The learned justice was there treating of the authentication of testimony in an equity case. The matter of a bill of exceptions was not involved. Treating of the same language included in the section above quoted, in Henrichsen v. Smith, 29 Or. 475 (42 Pac. 486, 44 Pac. 496), this court in a per curiam opinion said:

‘ ‘ The act creating the office of official court reporter in this state provides that his notes, when transcribed and certified to by him as being correct, shall be deemed prima facie so (Laws 1889, p. 144,) but it is not provided that such report shall be sufficient evidence from which the successor of the judge who tried the action shall settle and sign a hill of exceptions. The exceptions, when signed, import absolute verity, and, in the absence of a statute declaring the report and certificate of the official reporter of that high character, it would be difficult indeed, in case of a disputed issue of fact, for a judge who had not heard or given attention to the trial of an action to so certify. ’ ’

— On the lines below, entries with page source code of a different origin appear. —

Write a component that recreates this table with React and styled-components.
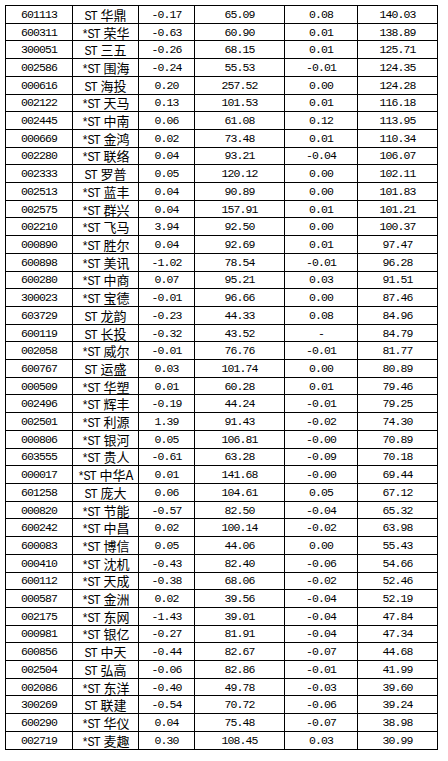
import React from 'react';
import styled, { createGlobalStyle } from 'styled-components';

const GlobalStyle = createGlobalStyle`
  html, body {
    margin: 0;
    padding: 0;
    background: #ffffff;
  }
  body {
    padding: 5px 0 0 5px;
  }
`;

const Sheet = styled.table`
  border-collapse: collapse;
  table-layout: fixed;
  width: 432px;
  color: #000000;
  font-family: "Liberation Mono", "Noto Sans CJK SC", monospace;
  font-size: 11.5px;
  letter-spacing: -0.9px;
`;

const Row = styled.tr`
  height: 17.71px;
`;

const Cell = styled.td`
  border: 1px solid #000000;
  padding: 0;
  text-align: center;
  vertical-align: middle;
  line-height: 15px;
  white-space: nowrap;
`;

const NameWrap = styled.div`
  display: flex;
  justify-content: center;
  align-items: baseline;
  gap: 4px;
  height: 15px;
`;

const Prefix = styled.span`
  line-height: 15px;
  font-size: 12px;
  letter-spacing: -1.2px;
`;

const Name = styled.span`
  line-height: 15px;
  font-family: "Noto Sans CJK SC", sans-serif;
  font-size: 13px;
  letter-spacing: 0;
`;

// code, prefix, name, then four value columns
const rows = [
  ['601113', 'ST', '华鼎', '-0.17', '65.09', '0.08', '140.03'],
  ['600311', '*ST', '荣华', '-0.63', '60.90', '0.01', '138.89'],
  ['300051', 'ST', '三五', '-0.26', '68.15', '0.01', '125.71'],
  ['002586', '*ST', '围海', '-0.24', '55.53', '-0.01', '124.35'],
  ['000616', 'ST', '海投', '0.20', '257.52', '0.00', '124.28'],
  ['002122', '*ST', '天马', '0.13', '101.53', '0.01', '116.18'],
  ['002445', '*ST', '中南', '0.06', '61.08', '0.12', '113.95'],
  ['000669', '*ST', '金鸿', '0.02', '73.48', '0.01', '110.34'],
  ['002280', '*ST', '联络', '0.04', '93.21', '-0.04', '106.07'],
  ['002333', 'ST', '罗普', '0.05', '120.12', '0.00', '102.11'],
  ['002513', '*ST', '蓝丰', '0.04', '90.89', '0.00', '101.83'],
  ['002575', '*ST', '群兴', '0.04', '157.91', '0.01', '101.21'],
  ['002210', '*ST', '飞马', '3.94', '92.50', '0.00', '100.37'],
  ['000890', '*ST', '胜尔', '0.04', '92.69', '0.01', '97.47'],
  ['600898', '*ST', '美讯', '-1.02', '78.54', '-0.01', '96.28'],
  ['600280', '*ST', '中商', '0.07', '95.21', '0.03', '91.51'],
  ['300023', '*ST', '宝德', '-0.01', '96.66', '0.00', '87.46'],
  ['603729', 'ST', '龙韵', '-0.23', '44.33', '0.08', '84.96'],
  ['600119', 'ST', '长投', '-0.32', '43.52', '-', '84.79'],
  ['002058', '*ST', '威尔', '-0.01', '76.76', '-0.01', '81.77'],
  ['600767', 'ST', '运盛', '0.03', '101.74', '0.00', '80.89'],
  ['000509', '*ST', '华塑', '0.01', '60.28', '0.01', '79.46'],
  ['002496', '*ST', '辉丰', '-0.19', '44.24', '-0.01', '79.25'],
  ['002501', '*ST', '利源', '1.39', '91.43', '-0.02', '74.30'],
  ['000806', '*ST', '银河', '0.05', '106.81', '-0.00', '70.89'],
  ['603555', '*ST', '贵人', '-0.61', '63.28', '-0.09', '70.18'],
  ['000017', '*ST', '中华A', '0.01', '141.68', '-0.00', '69.44'],
  ['601258', 'ST', '庞大', '0.06', '104.61', '0.05', '67.12'],
  ['000820', '*ST', '节能', '-0.57', '82.50', '-0.04', '65.32'],
  ['600242', '*ST', '中昌', '0.02', '100.14', '-0.02', '63.98'],
  ['600083', '*ST', '博信', '0.05', '44.06', '0.00', '55.43'],
  ['000410', '*ST', '沈机', '-0.43', '82.40', '-0.06', '54.66'],
  ['600112', '*ST', '天成', '-0.38', '68.06', '-0.02', '52.46'],
  ['000587', '*ST', '金洲', '0.02', '39.56', '-0.04', '52.19'],
  ['002175', '*ST', '东网', '-1.43', '39.01', '-0.04', '47.84'],
  ['000981', '*ST', '银亿', '-0.27', '81.91', '-0.04', '47.34'],
  ['600856', 'ST', '中天', '-0.44', '82.67', '-0.07', '44.68'],
  ['002504', 'ST', '弘高', '-0.06', '82.86', '-0.01', '41.99'],
  ['002086', '*ST', '东洋', '-0.40', '49.78', '-0.03', '39.60'],
  ['300269', 'ST', '联建', '-0.54', '70.72', '-0.06', '39.24'],
  ['600290', '*ST', '华仪', '0.04', '75.48', '-0.07', '38.98'],
  ['002719', '*ST', '麦趣', '0.30', '108.45', '0.03', '30.99'],
];

const widths = [67, 66, 56, 90, 73, 80];

const App = () => (
  <>
    <GlobalStyle />
    <Sheet>
      <colgroup>
        {widths.map((w, i) => <col key={i} style={{ width: `${w}px` }} />)}
      </colgroup>
      <tbody>
        {rows.map(([code, prefix, name, a, b, c, d]) => (
          <Row key={code}>
            <Cell>{code}</Cell>
            <Cell>
              <NameWrap>
                <Prefix>{prefix}</Prefix>
                <Name>{name}</Name>
              </NameWrap>
            </Cell>
            <Cell>{a}</Cell>
            <Cell>{b}</Cell>
            <Cell>{c}</Cell>
            <Cell>{d}</Cell>
          </Row>
        ))}
      </tbody>
    </Sheet>
  </>
);

export default App;
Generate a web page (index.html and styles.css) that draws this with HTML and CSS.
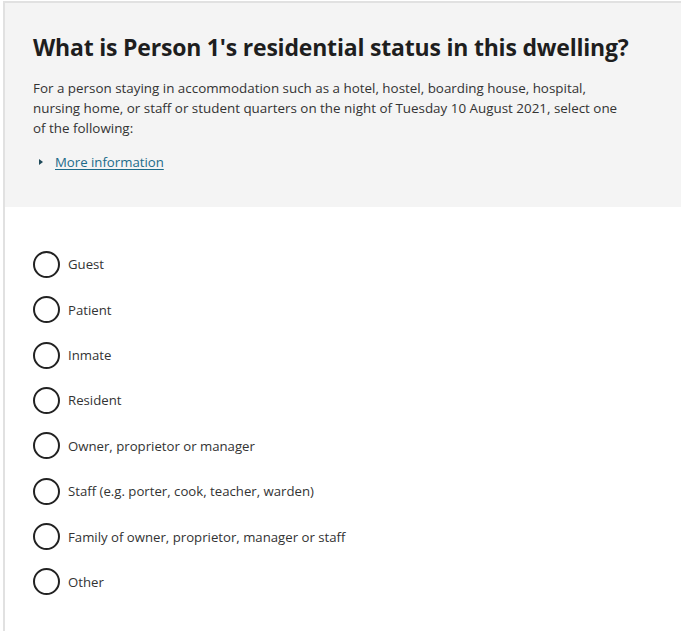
FILE: index.html
```html
<!DOCTYPE html>
<html lang="en">
<head>
<meta charset="utf-8">
<title>Residential status</title>
<link rel="stylesheet" href="styles.css">
</head>
<body>
<div class="frame">
  <section class="panel">
    <h1 class="title">What is Person 1's residential status in this dwelling?</h1>
    <p class="desc">For a person staying in accommodation such as a hotel, hostel, boarding house, hospital, nursing home, or staff or student quarters on the night of Tuesday 10 August 2021, select one of the following:</p>
    <a class="more" href="#"><span class="tri"></span><span class="more-text">More information</span></a>
  </section>
  <ul class="options">
    <li class="option"><span class="radio"></span><span class="label">Guest</span></li>
    <li class="option"><span class="radio"></span><span class="label">Patient</span></li>
    <li class="option"><span class="radio"></span><span class="label">Inmate</span></li>
    <li class="option"><span class="radio"></span><span class="label">Resident</span></li>
    <li class="option"><span class="radio"></span><span class="label">Owner, proprietor or manager</span></li>
    <li class="option"><span class="radio"></span><span class="label">Staff (e.g. porter, cook, teacher, warden)</span></li>
    <li class="option"><span class="radio"></span><span class="label">Family of owner, proprietor, manager or staff</span></li>
    <li class="option"><span class="radio"></span><span class="label">Other</span></li>
  </ul>
</div>
</body>
</html>
```
FILE: styles.css
```css
html, body {
  margin: 0;
  padding: 0;
  background: #fff;
}
body {
  font-family: "Open Sans", "Noto Sans", sans-serif;
  color: #222;
  width: 681px;
  height: 631px;
  overflow: hidden;
}
.frame {
  margin: 1px 0 0 3px;
  border-top: 2px solid #e1e1e1;
  border-left: 2px solid #e1e1e1;
  height: 640px;
}
.panel {
  background: #f4f4f4;
  height: 204px;
  box-sizing: border-box;
  padding: 28px 20px 0 28px;
}
.title {
  margin: 0;
  font-size: 23px;
  font-weight: 700;
  color: #1e1e1e;
  line-height: 32px;
  letter-spacing: -0.2px;
}
.desc {
  margin: 15px 0 0;
  font-size: 13.4px;
  line-height: 20px;
  color: #333;
  width: 592px;
}
.more {
  display: flex;
  align-items: center;
  margin-top: 15px;
  text-decoration: none;
}
.tri {
  width: 0;
  height: 0;
  border-top: 3.5px solid transparent;
  border-bottom: 3.5px solid transparent;
  border-left: 4px solid #1f4a5a;
  margin: 0 12px 0 6px;
}
.more-text {
  font-size: 13.2px;
  color: #1c6b8a;
  text-decoration: underline;
  text-underline-offset: 2px;
}
.options {
  list-style: none;
  margin: 0;
  padding: 44px 0 0 28px;
  display: flex;
  flex-direction: column;
  gap: 18.9px;
}
.option {
  display: flex;
  align-items: center;
  height: 26.5px;
}
.radio {
  width: 23px;
  height: 23px;
  border: 2px solid #222;
  border-radius: 50%;
  margin-right: 8px;
  flex: none;
}
.label {
  font-size: 13.2px;
  color: #333;
}
```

The result to be extracted from all these rulings is that the transcription of the reporter’s notes, certified by him, constitutes material from which a bill of exceptions may be compiled; but it was never the intention of any of the legislation or of the decisions up to *124this time that the reporter should supersede the judge in authority in the construction of the bill. The only exception to this is the one already noted, based upon a dispute between counsel and the court respecting the truth of the statement of the exception. The reporter’s certificate indicates only prima facie correctness. It does not import absolute verity. The latter result can be accomplished only by the authentication of the trial judge.

4. It may be remarked in passing that the bill in the present instance was settled by a judge who did not try the case. It would seem from a proper construction of Section 932, L. O. L., that this could not be done except in the case of the death, resignation or expiration of the term of office, or other vacancy in the office from any cause, of the judge before whom the hearing was had; which is not made to appear in the present instance. We do not decide this point, however, in the present case, because we find appended to the bill of exceptions an acceptance of service signed by the attorneys for the plaintiff, in which they ‘ ‘ agree not to object to any judge signing the proposed bill of exceptions on the ground that it should have been signed by the judge who tried the case.”

For the reasons indicated, however, and for lack of authentication of the report of the testimony by the trial judge, the bill of exceptions in the record is not sufficient to raise the questions involved in the motions already mentioned.

The result is that the judgment of the Circuit Court must be affirmed. Affirmed. Rehearing Denied.

McBride, C. J., and Benson and Harris, JJ., concur.